## Short problem
Sift the listing for lines that hold the string "image" and pull them out.

## Records provided
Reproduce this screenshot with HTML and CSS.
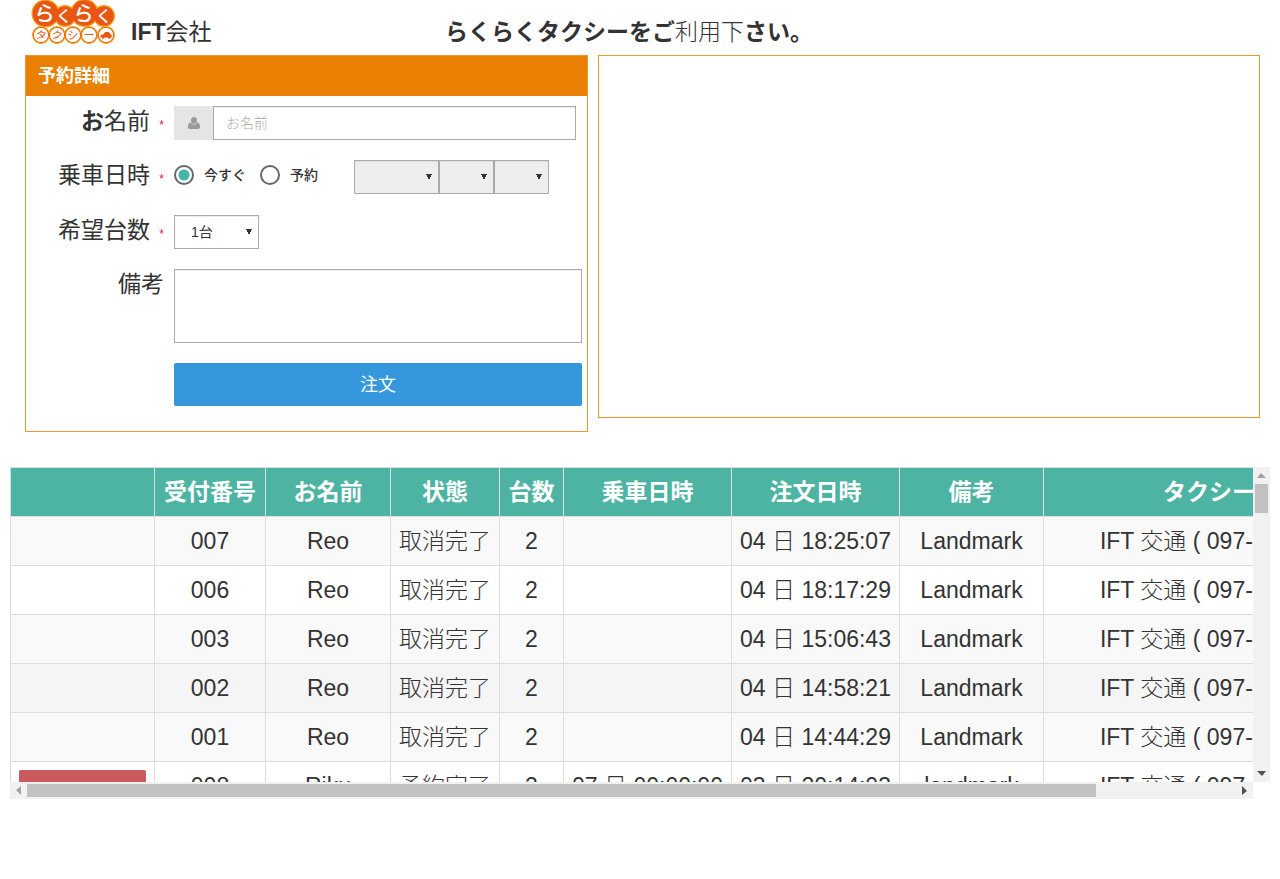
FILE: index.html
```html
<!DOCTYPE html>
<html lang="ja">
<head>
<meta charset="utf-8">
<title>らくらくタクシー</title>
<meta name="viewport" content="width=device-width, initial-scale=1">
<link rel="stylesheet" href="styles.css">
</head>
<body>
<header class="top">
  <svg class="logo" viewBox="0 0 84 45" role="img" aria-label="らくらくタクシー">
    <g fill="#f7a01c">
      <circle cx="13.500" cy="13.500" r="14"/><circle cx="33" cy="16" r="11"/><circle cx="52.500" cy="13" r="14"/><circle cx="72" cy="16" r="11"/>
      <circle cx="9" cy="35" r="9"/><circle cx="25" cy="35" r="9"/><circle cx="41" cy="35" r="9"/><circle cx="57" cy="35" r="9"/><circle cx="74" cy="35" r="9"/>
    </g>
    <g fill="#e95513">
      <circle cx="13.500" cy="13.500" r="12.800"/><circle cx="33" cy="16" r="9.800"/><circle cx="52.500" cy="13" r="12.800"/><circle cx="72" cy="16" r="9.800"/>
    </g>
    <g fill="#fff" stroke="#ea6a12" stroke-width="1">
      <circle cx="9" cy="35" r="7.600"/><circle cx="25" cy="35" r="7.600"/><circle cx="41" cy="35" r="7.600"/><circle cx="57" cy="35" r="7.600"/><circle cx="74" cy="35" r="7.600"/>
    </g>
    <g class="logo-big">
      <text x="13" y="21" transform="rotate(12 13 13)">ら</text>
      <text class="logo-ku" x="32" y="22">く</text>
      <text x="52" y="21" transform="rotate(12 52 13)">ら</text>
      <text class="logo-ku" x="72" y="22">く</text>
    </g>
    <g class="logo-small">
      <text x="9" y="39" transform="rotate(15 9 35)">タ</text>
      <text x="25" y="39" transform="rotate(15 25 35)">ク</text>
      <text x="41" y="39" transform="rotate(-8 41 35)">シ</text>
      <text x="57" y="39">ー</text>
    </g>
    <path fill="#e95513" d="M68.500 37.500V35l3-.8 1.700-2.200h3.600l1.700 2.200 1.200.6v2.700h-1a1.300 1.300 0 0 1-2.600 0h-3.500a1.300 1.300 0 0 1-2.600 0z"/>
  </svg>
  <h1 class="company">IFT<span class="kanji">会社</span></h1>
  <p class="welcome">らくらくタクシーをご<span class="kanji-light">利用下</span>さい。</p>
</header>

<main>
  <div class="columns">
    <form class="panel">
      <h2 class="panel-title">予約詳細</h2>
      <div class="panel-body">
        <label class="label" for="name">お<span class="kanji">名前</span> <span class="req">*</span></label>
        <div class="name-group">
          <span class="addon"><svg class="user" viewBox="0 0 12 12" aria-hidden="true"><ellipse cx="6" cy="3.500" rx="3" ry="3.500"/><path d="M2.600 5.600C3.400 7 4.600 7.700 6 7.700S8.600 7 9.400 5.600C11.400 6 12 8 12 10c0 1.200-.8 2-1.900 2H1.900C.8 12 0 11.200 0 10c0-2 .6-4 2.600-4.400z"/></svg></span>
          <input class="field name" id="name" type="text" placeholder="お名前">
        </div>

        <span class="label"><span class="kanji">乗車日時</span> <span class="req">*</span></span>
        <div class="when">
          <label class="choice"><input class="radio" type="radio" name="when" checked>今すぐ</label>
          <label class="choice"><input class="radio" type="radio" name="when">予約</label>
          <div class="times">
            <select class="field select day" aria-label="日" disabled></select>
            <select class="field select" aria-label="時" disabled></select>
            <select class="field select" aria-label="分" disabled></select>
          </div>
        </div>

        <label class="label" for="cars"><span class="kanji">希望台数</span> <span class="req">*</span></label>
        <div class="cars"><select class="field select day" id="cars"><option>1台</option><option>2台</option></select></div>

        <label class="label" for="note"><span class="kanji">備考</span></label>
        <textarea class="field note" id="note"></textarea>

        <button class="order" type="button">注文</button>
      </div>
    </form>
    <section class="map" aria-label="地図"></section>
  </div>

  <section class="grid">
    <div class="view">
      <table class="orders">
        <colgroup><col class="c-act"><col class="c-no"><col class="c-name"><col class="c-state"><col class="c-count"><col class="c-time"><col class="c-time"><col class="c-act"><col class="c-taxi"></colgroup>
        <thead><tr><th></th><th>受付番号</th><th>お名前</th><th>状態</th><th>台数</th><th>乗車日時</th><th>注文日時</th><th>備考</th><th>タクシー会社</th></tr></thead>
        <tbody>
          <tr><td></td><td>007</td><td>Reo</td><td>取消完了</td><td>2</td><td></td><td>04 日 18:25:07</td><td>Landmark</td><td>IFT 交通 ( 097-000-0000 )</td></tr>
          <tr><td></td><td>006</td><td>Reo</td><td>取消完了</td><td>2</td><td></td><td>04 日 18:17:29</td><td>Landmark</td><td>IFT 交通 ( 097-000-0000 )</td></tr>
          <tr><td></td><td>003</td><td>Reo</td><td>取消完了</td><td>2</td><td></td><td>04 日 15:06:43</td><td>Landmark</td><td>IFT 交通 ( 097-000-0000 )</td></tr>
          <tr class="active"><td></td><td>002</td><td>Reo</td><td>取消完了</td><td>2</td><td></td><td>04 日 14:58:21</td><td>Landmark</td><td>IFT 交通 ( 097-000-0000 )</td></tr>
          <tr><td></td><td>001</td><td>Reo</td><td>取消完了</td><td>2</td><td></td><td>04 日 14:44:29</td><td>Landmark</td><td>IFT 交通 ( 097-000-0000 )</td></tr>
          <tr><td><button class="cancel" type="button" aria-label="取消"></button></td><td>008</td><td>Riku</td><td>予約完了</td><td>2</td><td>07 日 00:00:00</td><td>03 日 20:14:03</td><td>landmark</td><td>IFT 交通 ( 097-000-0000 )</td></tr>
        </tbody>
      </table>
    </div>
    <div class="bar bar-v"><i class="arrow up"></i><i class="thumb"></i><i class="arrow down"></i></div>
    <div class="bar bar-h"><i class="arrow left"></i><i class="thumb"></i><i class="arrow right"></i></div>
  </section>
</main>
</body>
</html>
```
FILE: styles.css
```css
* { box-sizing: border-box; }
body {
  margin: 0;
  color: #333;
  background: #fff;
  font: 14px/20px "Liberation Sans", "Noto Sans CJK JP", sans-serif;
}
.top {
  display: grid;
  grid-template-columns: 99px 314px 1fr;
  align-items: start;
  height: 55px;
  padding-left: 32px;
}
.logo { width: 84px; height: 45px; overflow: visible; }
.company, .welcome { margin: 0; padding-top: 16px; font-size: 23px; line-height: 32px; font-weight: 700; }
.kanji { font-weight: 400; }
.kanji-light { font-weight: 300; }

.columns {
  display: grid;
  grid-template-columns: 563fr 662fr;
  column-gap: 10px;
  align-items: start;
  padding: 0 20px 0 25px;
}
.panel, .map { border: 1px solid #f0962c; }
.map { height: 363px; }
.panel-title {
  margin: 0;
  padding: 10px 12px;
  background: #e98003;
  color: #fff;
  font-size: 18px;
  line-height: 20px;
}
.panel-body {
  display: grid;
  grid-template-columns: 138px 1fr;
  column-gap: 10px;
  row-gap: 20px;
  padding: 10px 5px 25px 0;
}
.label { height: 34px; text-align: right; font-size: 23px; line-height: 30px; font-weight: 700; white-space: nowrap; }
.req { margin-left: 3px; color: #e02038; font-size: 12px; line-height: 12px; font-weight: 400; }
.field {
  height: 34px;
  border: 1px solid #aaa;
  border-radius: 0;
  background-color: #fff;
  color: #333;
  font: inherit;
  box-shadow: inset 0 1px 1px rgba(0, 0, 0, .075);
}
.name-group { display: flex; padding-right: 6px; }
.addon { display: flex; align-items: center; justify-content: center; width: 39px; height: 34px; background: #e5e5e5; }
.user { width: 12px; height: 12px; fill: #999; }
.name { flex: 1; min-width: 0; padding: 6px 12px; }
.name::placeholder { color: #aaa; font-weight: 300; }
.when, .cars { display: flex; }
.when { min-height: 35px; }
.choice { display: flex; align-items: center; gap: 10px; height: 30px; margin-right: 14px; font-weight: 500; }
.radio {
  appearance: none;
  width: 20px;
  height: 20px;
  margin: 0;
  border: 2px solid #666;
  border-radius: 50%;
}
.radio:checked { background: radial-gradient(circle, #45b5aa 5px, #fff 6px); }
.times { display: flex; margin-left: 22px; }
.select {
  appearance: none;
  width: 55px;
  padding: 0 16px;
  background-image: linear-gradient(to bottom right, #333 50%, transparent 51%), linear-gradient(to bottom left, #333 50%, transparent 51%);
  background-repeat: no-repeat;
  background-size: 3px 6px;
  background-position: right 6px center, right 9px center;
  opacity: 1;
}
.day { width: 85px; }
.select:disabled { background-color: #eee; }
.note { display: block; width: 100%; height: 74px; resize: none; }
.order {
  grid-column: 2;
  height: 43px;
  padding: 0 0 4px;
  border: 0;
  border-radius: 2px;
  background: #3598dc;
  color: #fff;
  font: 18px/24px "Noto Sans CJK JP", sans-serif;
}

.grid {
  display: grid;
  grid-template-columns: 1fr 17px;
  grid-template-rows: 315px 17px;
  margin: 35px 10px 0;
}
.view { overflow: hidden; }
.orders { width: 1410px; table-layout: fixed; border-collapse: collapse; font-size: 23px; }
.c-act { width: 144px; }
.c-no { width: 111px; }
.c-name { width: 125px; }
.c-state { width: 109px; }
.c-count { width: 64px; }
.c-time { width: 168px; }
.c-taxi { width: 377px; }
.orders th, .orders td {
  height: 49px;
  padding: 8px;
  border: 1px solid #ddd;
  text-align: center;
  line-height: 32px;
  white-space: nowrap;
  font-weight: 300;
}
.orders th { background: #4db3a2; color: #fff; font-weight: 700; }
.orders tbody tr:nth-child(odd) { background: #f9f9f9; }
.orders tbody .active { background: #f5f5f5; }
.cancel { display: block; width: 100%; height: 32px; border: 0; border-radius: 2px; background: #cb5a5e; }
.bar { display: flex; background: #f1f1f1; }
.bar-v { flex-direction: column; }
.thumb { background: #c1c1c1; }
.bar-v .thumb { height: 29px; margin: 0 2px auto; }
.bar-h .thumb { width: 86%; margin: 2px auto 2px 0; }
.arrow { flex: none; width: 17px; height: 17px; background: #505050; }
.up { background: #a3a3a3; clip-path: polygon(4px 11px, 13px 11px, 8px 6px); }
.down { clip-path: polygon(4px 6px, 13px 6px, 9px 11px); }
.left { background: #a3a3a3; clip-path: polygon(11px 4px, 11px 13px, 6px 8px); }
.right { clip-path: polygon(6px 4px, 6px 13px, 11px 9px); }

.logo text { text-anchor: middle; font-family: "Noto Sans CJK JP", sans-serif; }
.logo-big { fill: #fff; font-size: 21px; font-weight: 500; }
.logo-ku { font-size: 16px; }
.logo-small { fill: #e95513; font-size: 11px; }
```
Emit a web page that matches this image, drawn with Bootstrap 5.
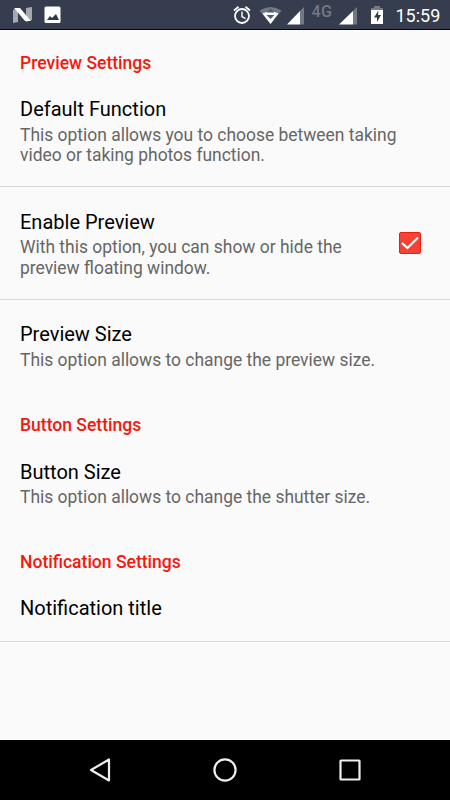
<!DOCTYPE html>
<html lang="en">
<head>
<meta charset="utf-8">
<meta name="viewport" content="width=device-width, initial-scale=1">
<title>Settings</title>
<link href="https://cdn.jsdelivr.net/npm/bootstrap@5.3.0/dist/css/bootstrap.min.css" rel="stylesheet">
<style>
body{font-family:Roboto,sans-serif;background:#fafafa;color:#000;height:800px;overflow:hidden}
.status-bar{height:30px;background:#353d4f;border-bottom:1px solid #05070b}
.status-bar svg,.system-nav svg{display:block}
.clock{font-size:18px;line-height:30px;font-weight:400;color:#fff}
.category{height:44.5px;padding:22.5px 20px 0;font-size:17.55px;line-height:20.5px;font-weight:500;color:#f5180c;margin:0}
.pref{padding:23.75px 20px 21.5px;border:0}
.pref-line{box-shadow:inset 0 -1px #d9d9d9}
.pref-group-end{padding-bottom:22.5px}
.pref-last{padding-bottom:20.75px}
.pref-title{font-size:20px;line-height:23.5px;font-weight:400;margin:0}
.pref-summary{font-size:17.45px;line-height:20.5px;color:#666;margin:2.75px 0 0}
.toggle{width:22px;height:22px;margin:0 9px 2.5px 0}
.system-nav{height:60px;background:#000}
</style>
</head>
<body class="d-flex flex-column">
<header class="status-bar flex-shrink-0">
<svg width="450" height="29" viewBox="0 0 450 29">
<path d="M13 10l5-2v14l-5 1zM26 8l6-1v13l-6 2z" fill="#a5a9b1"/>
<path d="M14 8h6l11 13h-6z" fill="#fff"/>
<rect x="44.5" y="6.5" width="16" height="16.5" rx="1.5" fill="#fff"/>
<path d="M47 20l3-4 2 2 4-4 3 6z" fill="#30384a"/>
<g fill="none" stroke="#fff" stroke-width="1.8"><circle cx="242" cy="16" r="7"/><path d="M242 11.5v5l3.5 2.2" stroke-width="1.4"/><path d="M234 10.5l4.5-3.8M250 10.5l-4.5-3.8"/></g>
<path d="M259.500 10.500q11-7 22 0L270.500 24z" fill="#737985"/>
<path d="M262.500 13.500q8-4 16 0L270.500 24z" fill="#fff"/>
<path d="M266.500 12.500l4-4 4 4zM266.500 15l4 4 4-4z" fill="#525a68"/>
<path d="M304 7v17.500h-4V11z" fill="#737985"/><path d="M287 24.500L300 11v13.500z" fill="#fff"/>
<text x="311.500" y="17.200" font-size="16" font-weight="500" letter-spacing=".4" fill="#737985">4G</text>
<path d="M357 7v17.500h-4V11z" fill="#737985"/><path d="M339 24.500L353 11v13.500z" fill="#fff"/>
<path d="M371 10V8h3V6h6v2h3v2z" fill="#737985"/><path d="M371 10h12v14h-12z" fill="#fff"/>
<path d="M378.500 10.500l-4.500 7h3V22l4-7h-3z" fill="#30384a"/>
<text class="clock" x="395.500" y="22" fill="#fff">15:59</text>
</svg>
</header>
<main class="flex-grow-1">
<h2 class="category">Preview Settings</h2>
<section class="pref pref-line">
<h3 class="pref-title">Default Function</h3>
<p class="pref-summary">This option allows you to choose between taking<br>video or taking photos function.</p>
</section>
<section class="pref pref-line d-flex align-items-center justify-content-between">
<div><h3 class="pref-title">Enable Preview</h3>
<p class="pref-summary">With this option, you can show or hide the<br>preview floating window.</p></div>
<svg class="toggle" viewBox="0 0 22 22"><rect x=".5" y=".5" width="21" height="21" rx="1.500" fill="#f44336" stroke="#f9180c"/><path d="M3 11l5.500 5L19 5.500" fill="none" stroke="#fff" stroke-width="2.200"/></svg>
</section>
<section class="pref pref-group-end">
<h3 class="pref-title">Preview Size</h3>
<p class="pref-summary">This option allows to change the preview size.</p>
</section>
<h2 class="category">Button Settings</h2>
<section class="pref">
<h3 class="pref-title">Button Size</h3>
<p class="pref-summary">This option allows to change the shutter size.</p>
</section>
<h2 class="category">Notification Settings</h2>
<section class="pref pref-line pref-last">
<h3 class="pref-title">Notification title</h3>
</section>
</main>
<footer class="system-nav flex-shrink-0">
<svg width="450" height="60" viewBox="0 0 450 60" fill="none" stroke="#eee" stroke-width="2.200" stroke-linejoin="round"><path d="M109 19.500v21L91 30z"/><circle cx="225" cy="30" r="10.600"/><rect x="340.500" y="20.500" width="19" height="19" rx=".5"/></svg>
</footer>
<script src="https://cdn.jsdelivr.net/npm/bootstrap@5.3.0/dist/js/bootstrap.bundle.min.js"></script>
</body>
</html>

## Exercise output
  background-image: linear-gradient(to bottom right, #333 50%, transparent 51%), linear-gradient(to bottom left, #333 50%, transparent 51%);
Emit a web page that matches this image, drawn with Bootstrap 5.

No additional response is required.